Quite common among Chihuahuas, bad knees known as Patellar luxation (slipped kneecap), an orthopedic problem, is one of the most common causes of lameness. It’s usually caused by abnormalities in the patella ( a flat, movable bone at the front of the knee) and is a hereditary disorder. Generally, the problem starts when the dog is still young, 6 months or younger, although occasionally an older dog will be affected. Trauma to the knee can also force the patella out of place-something that can happen at any age.
When the patella luxes, the rear lower leg seems to momentarily lock and the dog “skips” for a stride or two; then the leg drops back into place again and everything is fine. Often, the skipping gait occurs while the dog is trotting or directly after he first stands, turns or jumps.
Depending upon how advanced the problem becomes, a dog can experience discomfort, lameness and permanent joint damage, so it’s best not to ignore this condition. A veterinary exam is important to confirm the diagnosis (which is based on a physical exam and radiographs) and to evaluate the severity of the problem as soon as possible.

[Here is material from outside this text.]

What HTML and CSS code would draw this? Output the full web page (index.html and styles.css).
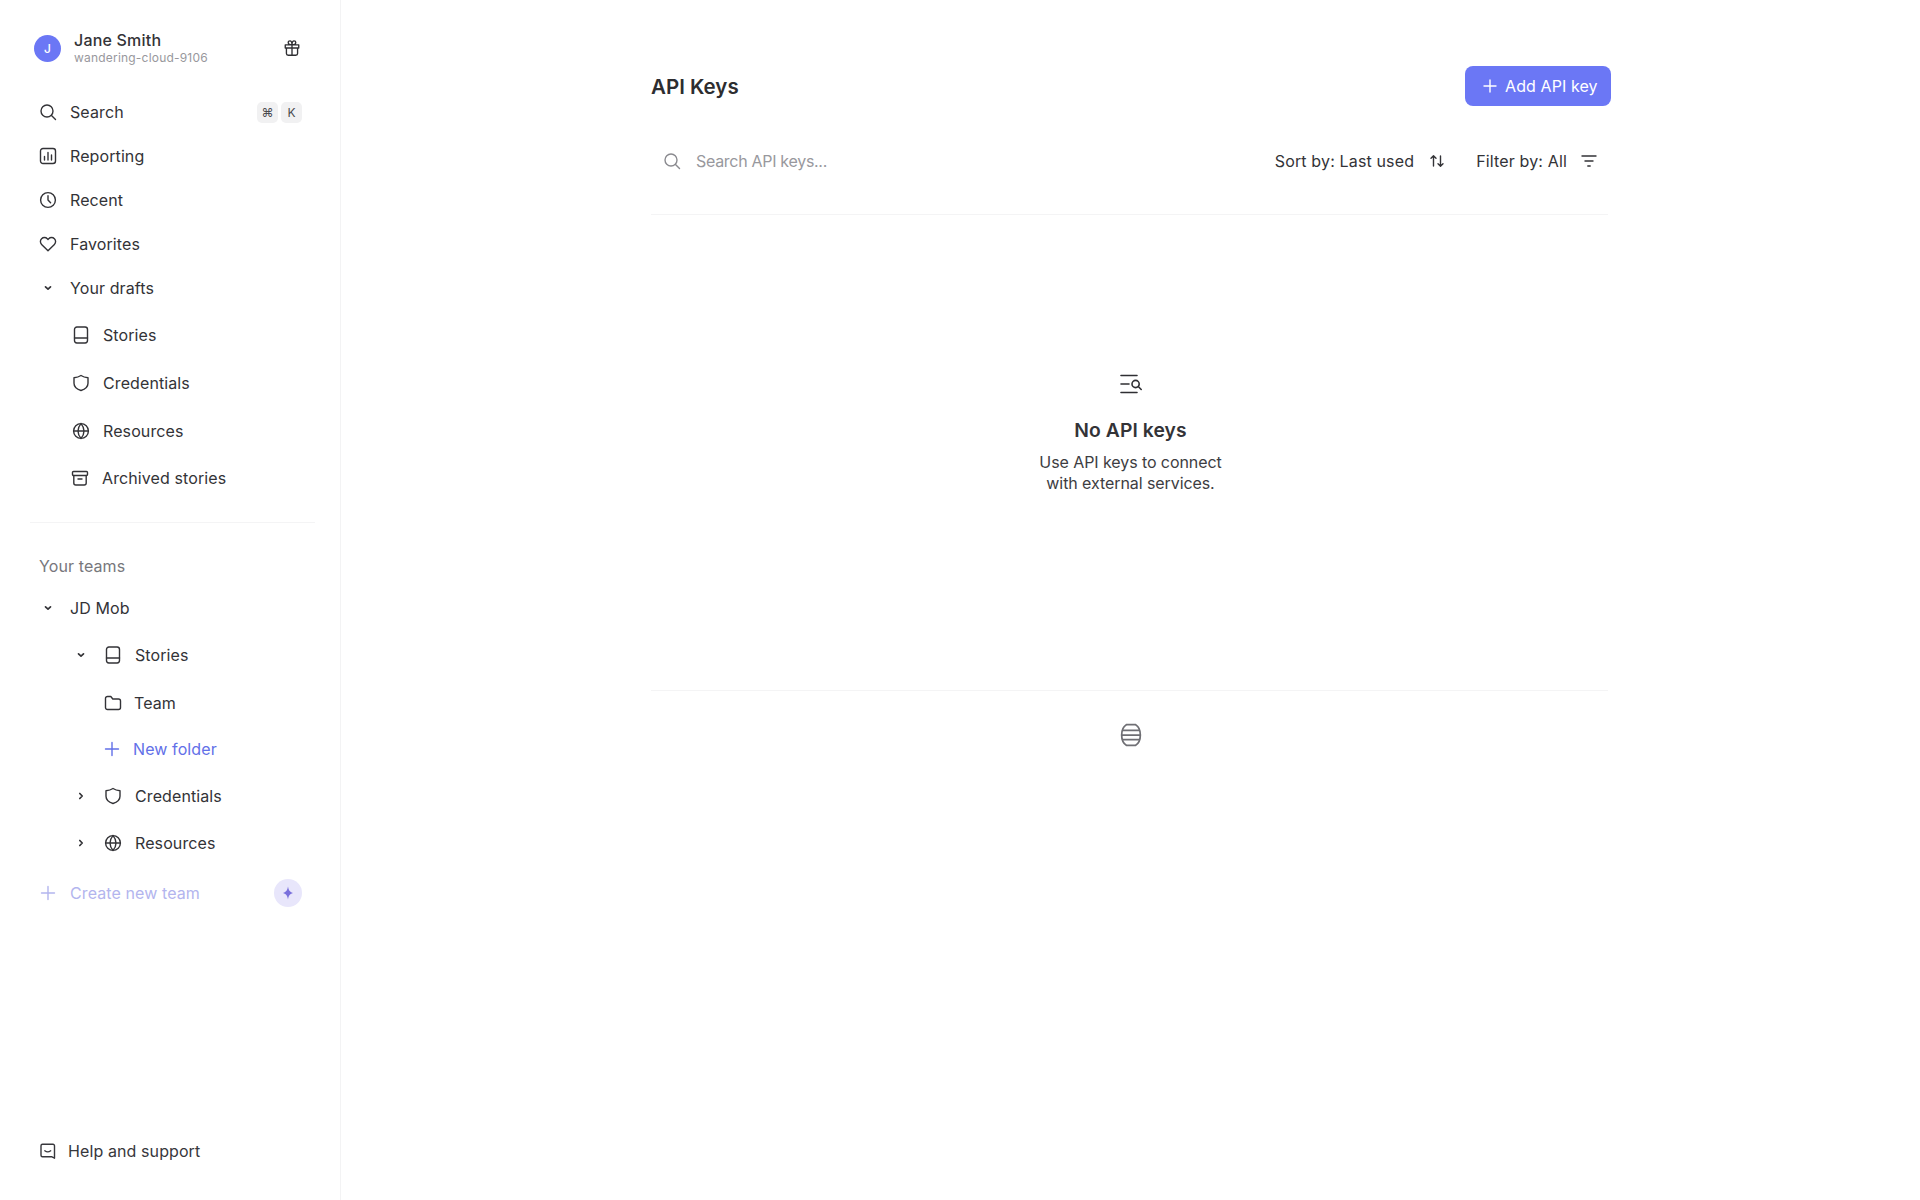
FILE: index.html
```html
<!DOCTYPE html>
<html lang="en">
<head>
  <meta charset="UTF-8" />
  <title>API Keys</title>
  <link rel="stylesheet" href="styles.css">
</head>
<body>
  <aside class="sidebar">
    <div class="account">
      <div class="avatar">J</div>
      <div class="account-text">
        <div class="account-name">Jane Smith</div>
        <div class="account-id">wandering-cloud-9106</div>
      </div>
      <svg class="gift" width="18" height="18" viewBox="0 0 20 20"><path d="M2.500 6.500h15v3.500h-15zM3.800 10v6a2 2 0 0 0 2 2h8.400a2 2 0 0 0 2-2v-6M10 6.500V18M10 6.500C8 6.500 5.800 5.800 5.800 3.900A1.900 1.900 0 0 1 7.700 2C9.300 2 10 4.500 10 6.500ZM10 6.500c2 0 4.200-.7 4.200-2.600A1.900 1.900 0 0 0 12.300 2C10.700 2 10 4.500 10 6.500Z"/></svg>
    </div>

    <nav class="nav-main">
      <a class="nav-item">
        <svg class="ico" viewBox="0 0 18 18"><circle cx="8" cy="8" r="6"/><path d="m12.500 12.500 4 4"/></svg>
        <span>Search</span>
        <span class="keys"><kbd>⌘</kbd><kbd>K</kbd></span>
      </a>
      <a class="nav-item">
        <svg class="ico" viewBox="0 0 18 18"><rect x="1.500" y="1.500" width="15" height="15" rx="2.500"/><path d="M5.500 9.500v3.500M9 5.500V13M12.500 8v5"/></svg>
        <span>Reporting</span>
      </a>
      <a class="nav-item">
        <svg class="ico" viewBox="0 0 18 18"><circle cx="9" cy="9" r="7.400"/><path d="M9 4.800V9l2.600 2.800"/></svg>
        <span>Recent</span>
      </a>
      <a class="nav-item">
        <svg class="ico" viewBox="0 0 18 18"><path d="M9 15.800 2.600 9.400a4 4 0 0 1 0-5.700 4 4 0 0 1 5.700 0l.7.7.7-.7a4 4 0 0 1 5.700 0 4 4 0 0 1 0 5.700Z"/></svg>
        <span>Favorites</span>
      </a>
      <a class="nav-item">
        <svg class="ico small" viewBox="0 0 18 18"><path d="m6.500 7.800 2.500 2.400 2.500-2.400"/></svg>
        <span>Your drafts</span>
      </a>
    </nav>

    <div class="sub-list">
      <a class="sub-item">
        <svg class="ico" viewBox="0 0 18 18"><rect x="2.500" y="1" width="13" height="16" rx="2.400"/><path d="M2.500 12h13"/></svg>
        <span>Stories</span>
      </a>
      <a class="sub-item">
        <svg class="ico" viewBox="0 0 18 18"><path d="M9 1.500c2 1.300 4.500 2 7 2.200v5.500c0 3.600-3 6-7 7.300-4-1.300-7-3.700-7-7.300V3.700c2.500-.2 5-.9 7-2.200Z"/></svg>
        <span>Credentials</span>
      </a>
      <a class="sub-item">
        <svg class="ico" viewBox="0 0 18 18"><circle cx="9" cy="9" r="7.400"/><path d="M1.600 9h14.800M9 1.600c-4 4.500-4 10.300 0 14.800M9 1.600c4 4.500 4 10.300 0 14.800"/></svg>
        <span>Resources</span>
      </a>
      <a class="sub-item archived">
        <svg class="ico" viewBox="0 0 18 18"><rect x="1.500" y="2.500" width="15" height="4" rx="1"/><path d="M2.800 6.500V14a2 2 0 0 0 2 2h8.400a2 2 0 0 0 2-2V6.500M7 10h4"/></svg>
        <span>Archived stories</span>
      </a>
    </div>

    <div class="side-rule"></div>

    <div class="side-label">Your teams</div>
    <a class="nav-item">
      <svg class="ico small" viewBox="0 0 18 18"><path d="m6.500 7.800 2.500 2.400 2.500-2.400"/></svg>
      <span>JD Mob</span>
    </a>

    <div class="team-tree">
      <a class="tree-item first">
        <svg class="ico small" viewBox="0 0 18 18"><path d="m6.500 7.800 2.500 2.400 2.500-2.400"/></svg>
        <svg class="ico" viewBox="0 0 18 18"><rect x="2.500" y="1" width="13" height="16" rx="2.400"/><path d="M2.500 12h13"/></svg>
        <span>Stories</span>
      </a>
      <a class="tree-item nested">
        <svg class="ico" viewBox="0 0 18 18"><path d="M1.500 4.500a2 2 0 0 1 2-2h3.300l2 2.500h5.700a2 2 0 0 1 2 2v6.500a2 2 0 0 1-2 2h-11a2 2 0 0 1-2-2Z"/></svg>
        <span>Team</span>
      </a>
      <a class="tree-item nested new-folder">
        <svg class="ico" viewBox="0 0 18 18"><path d="M9 2.500v13M2.500 9h13"/></svg>
        <span>New folder</span>
      </a>
      <a class="tree-item">
        <svg class="ico small" viewBox="0 0 18 18"><path d="m7.800 6.500 2.400 2.500-2.400 2.500"/></svg>
        <svg class="ico" viewBox="0 0 18 18"><path d="M9 1.500c2 1.300 4.500 2 7 2.200v5.500c0 3.600-3 6-7 7.300-4-1.300-7-3.700-7-7.300V3.700c2.500-.2 5-.9 7-2.200Z"/></svg>
        <span>Credentials</span>
      </a>
      <a class="tree-item">
        <svg class="ico small" viewBox="0 0 18 18"><path d="m7.800 6.500 2.400 2.500-2.400 2.500"/></svg>
        <svg class="ico" viewBox="0 0 18 18"><circle cx="9" cy="9" r="7.400"/><path d="M1.600 9h14.800M9 1.600c-4 4.500-4 10.300 0 14.800M9 1.600c4 4.500 4 10.300 0 14.800"/></svg>
        <span>Resources</span>
      </a>
    </div>

    <a class="nav-item create-team">
      <svg class="ico" viewBox="0 0 18 18"><path d="M9 2.500v13M2.500 9h13"/></svg>
      <span>Create new team</span>
      <span class="spark"><svg width="14" height="14" viewBox="0 0 14 14"><path d="M7 .6C7.700 4.300 8.500 5.800 12 7 8.500 8.200 7.700 9.700 7 13.400 6.300 9.700 5.500 8.200 2 7 5.500 5.800 6.300 4.300 7 .6Z"/></svg></span>
    </a>

    <a class="nav-item help">
      <svg class="ico" viewBox="0 0 18 18"><path d="M2 3.800a1.500 1.500 0 0 1 1.500-1.500h10.500a1.500 1.500 0 0 1 1.500 1.500v12.400l-3-1.500H3.500A1.500 1.500 0 0 1 2 13.200ZM5.800 8.800c1.800 1.300 4.100 1.300 5.900 0"/></svg>
      <span>Help and support</span>
    </a>
  </aside>

  <main class="content">
    <div class="panel">
      <div class="page-head">
        <h1>API Keys</h1>
        <button class="add-btn">
          <svg class="ico" viewBox="0 0 18 18"><path d="M9 3v12M3 9h12"/></svg>
          <span>Add API key</span>
        </button>
      </div>

      <div class="toolbar">
        <svg class="ico search-ico" viewBox="0 0 18 18"><circle cx="8" cy="8" r="6"/><path d="m12.500 12.500 4 4"/></svg>
        <span class="search-text">Search API keys...</span>
        <span class="tool sort">Sort by: Last used
          <svg class="ico" viewBox="0 0 18 18"><path d="M5.500 14V4M3 6.300 5.500 3.800 8 6.300M12.500 4v10M10 11.700l2.500 2.500 2.500-2.500"/></svg>
        </span>
        <span class="tool filter">Filter by: All
          <svg class="ico" viewBox="0 0 18 18"><path d="M2 4h14M5 9h8M7.800 14h2.400"/></svg>
        </span>
      </div>

      <div class="empty">
        <svg class="empty-ico" width="26" height="26" viewBox="0 0 26 26"><path d="M3 4.500h16M3 13h8M3 21.500h16M14 13a3.600 3.600 0 1 0 7.200 0 3.600 3.600 0 1 0-7.200 0ZM20.500 15.800l2.700 2.700"/></svg>
        <h2>No API keys</h2>
        <p>Use API keys to connect<br>with external services.</p>
      </div>

      <div class="foot">
        <svg width="28" height="28" viewBox="0 0 24 24"><path d="M8 3.200h8c2.400 1.500 4 4.700 4 8.800s-1.600 7.300-4 8.800H8C5.600 19.300 4 16.100 4 12s1.600-7.300 4-8.800Z"/><path d="M5 8h14M4 12h16M5 16h14"/></svg>
      </div>
    </div>
  </main>
</body>
</html>
```

FILE: styles.css
```css
* {
  box-sizing: border-box;
  margin: 0;
  padding: 0;
}

body {
  display: flex;
  height: 1200px;
  overflow: hidden;
  background: #fff;
  color: #333337;
  font-family: Inter, "Liberation Sans", sans-serif;
  font-size: 16px;
  letter-spacing: 0.1px;
}

/* generic outline icon */
.ico {
  width: 18px;
  height: 18px;
  flex: none;
  fill: none;
  stroke: currentColor;
  stroke-width: 1.4;
  stroke-linecap: round;
  stroke-linejoin: round;
}

.ico.small {
  stroke-width: 1.7;
}

/* Sidebar */
.sidebar {
  width: 341px;
  height: 1200px;
  flex: none;
  display: flex;
  flex-direction: column;
  padding: 0 30px;
  border-right: 1px solid #f3f3f4;
}

.account {
  display: flex;
  align-items: center;
  height: 48px;
  margin-top: 24px;
  margin-bottom: 18px;
  padding: 0 4px;
}

.avatar {
  width: 27px;
  height: 27px;
  border-radius: 50%;
  background: #6b77f5;
  color: #fff;
  font-size: 12px;
  font-weight: 500;
  display: flex;
  align-items: center;
  justify-content: center;
}

.account-text {
  margin-left: 13px;
  flex: 1;
}

.account-name {
  font-size: 16px;
  font-weight: 500;
  line-height: 20px;
  letter-spacing: 0.2px;
}

.account-id {
  font-size: 12px;
  line-height: 16px;
  color: #98989d;
  letter-spacing: 0.2px;
}

.gift {
  margin-right: 5px;
  fill: none;
  stroke: #2f2f33;
  stroke-width: 1.500;
  stroke-linejoin: round;
}

.nav-item,
.sub-item,
.tree-item {
  display: flex;
  align-items: center;
  font-size: 16px;
}

.nav-item {
  height: 44px;
  padding-left: 9px;
  gap: 13px;
}

.keys {
  margin-left: auto;
  margin-right: 8px;
  display: flex;
  gap: 3px;
}

kbd {
  width: 21px;
  height: 21px;
  border-radius: 5px;
  background: #f1f1f2;
  color: #4a4a4f;
  font-family: inherit;
  font-size: 12px;
  display: flex;
  align-items: center;
  justify-content: center;
}

.sub-list {
  padding-top: 1px;
}

.sub-item {
  height: 48px;
  padding-left: 42px;
  gap: 13px;
}

.sub-item.archived {
  height: 46px;
  padding-left: 41px;
}

.side-rule {
  height: 1px;
  margin: 21px -5px 0 0;
  background: #f4f4f5;
}

.side-label {
  margin-top: 31px;
  margin-bottom: 8px;
  padding-left: 9px;
  height: 24px;
  line-height: 24px;
  color: #77777c;
}

.team-tree {
  padding-top: 1px;
}

.tree-item {
  height: 47px;
  padding-left: 42px;
  gap: 14px;
}

.tree-item.first {
  height: 48px;
}

.tree-item span {
  margin-left: -1px;
}

.tree-item.nested {
  padding-left: 74px;
  gap: 13px;
}

.tree-item.new-folder {
  padding-left: 73px;
  color: #6270e8;
  height: 46px;
}

.create-team {
  margin-top: 2px;
  color: #b3b5ee;
  height: 50px;
}

.spark {
  margin-left: auto;
  margin-right: 8px;
  width: 28px;
  height: 28px;
  border-radius: 50%;
  background: #e8e6fb;
  display: flex;
  align-items: center;
  justify-content: center;
}

.spark svg {
  fill: #7a70dc;
}

.help {
  margin-top: auto;
  margin-bottom: 27px;
  gap: 11px;
  color: #37373c;
}

/* Main area */
.content {
  flex: 1;
  display: flex;
  padding-left: 310px;
}

.panel {
  width: 960px;
}

.page-head {
  display: flex;
  align-items: center;
  justify-content: space-between;
  height: 40px;
  margin-top: 66px;
}

h1 {
  font-size: 20.500px;
  font-weight: 600;
  letter-spacing: 0;
  color: #2d2d30;
}

.add-btn {
  display: flex;
  align-items: center;
  gap: 6px;
  width: 146px;
  height: 40px;
  padding-left: 16px;
  border: 0;
  border-radius: 8px;
  background: #6b77f5;
  color: #fff;
  font-family: inherit;
  font-size: 16px;
  letter-spacing: 0.1px;
}

.toolbar {
  display: flex;
  align-items: center;
  height: 109px;
  padding: 17px 10px 15px 12px;
  margin-right: 3px;
  border-bottom: 1px solid #f4f4f5;
}

.search-ico {
  color: #8a8a8f;
}

.search-text {
  margin-left: 15px;
  color: #98989d;
  flex: 1;
  letter-spacing: -0.3px;
}

.tool {
  display: flex;
  align-items: center;
  letter-spacing: 0.15px;
}

.sort {
  gap: 14px;
  margin-right: 30px;
}

.filter {
  gap: 13px;
}

.empty {
  height: 476px;
  margin-right: 3px;
  border-bottom: 1px solid #f4f4f5;
  padding-top: 156px;
  padding-left: 2px;
  text-align: center;
}

.empty-ico {
  display: block;
  margin: 0 auto;
  fill: none;
  stroke: #2f2f33;
  stroke-width: 1.600;
  stroke-linecap: round;
}

.empty h2 {
  margin-top: 21px;
  font-size: 19.300px;
  font-weight: 600;
  line-height: 24px;
}

.empty p {
  margin-top: 10px;
  font-size: 16px;
  line-height: 21px;
  color: #3d3d42;
  letter-spacing: -0.08px;
}

.foot {
  display: flex;
  justify-content: center;
  padding-top: 30px;
}

.foot svg {
  fill: none;
  stroke: #6f6f74;
  stroke-width: 1.500;
  stroke-linejoin: round;
}
```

In mild cases where the patella only very occasionally dislocates and pops right back in the groove, there is no residual lameness, very little discomfort and little or no cumulative or permanent damage to the joint, making treatment unnecessary. You should monitor your pet, however, and have him reevaluated if the luxations become more frequent or the patella stays out of the groove for longer periods of time.
In some cases, the patella luxes more frequently, doesn’t slip back into the groove quickly or the veterinarian determines that the patella pops out too easily. These dogs need surgery to correct the condition and to prevent permanent lameness and joint damage.
In these cases, without treatment, a dog will not get better on his own, and the condition could worsen, causing more pain and greater damage to the joint. The more damage a joint undergoes, the more difficult it is to repair the abnormalities and to achieve complete surgical correction.
To prevent over-exercising, keep your dog on a leash when taken outside to relieve himself and crated at other times. As your dog recovers, leash walks and gradually increased exercise are permitted, per veterinary evaluation. Usually dogs complete their recovery in a couple of months. When patellar luxation is treated promptly, prognosis for a full recovery is usually good.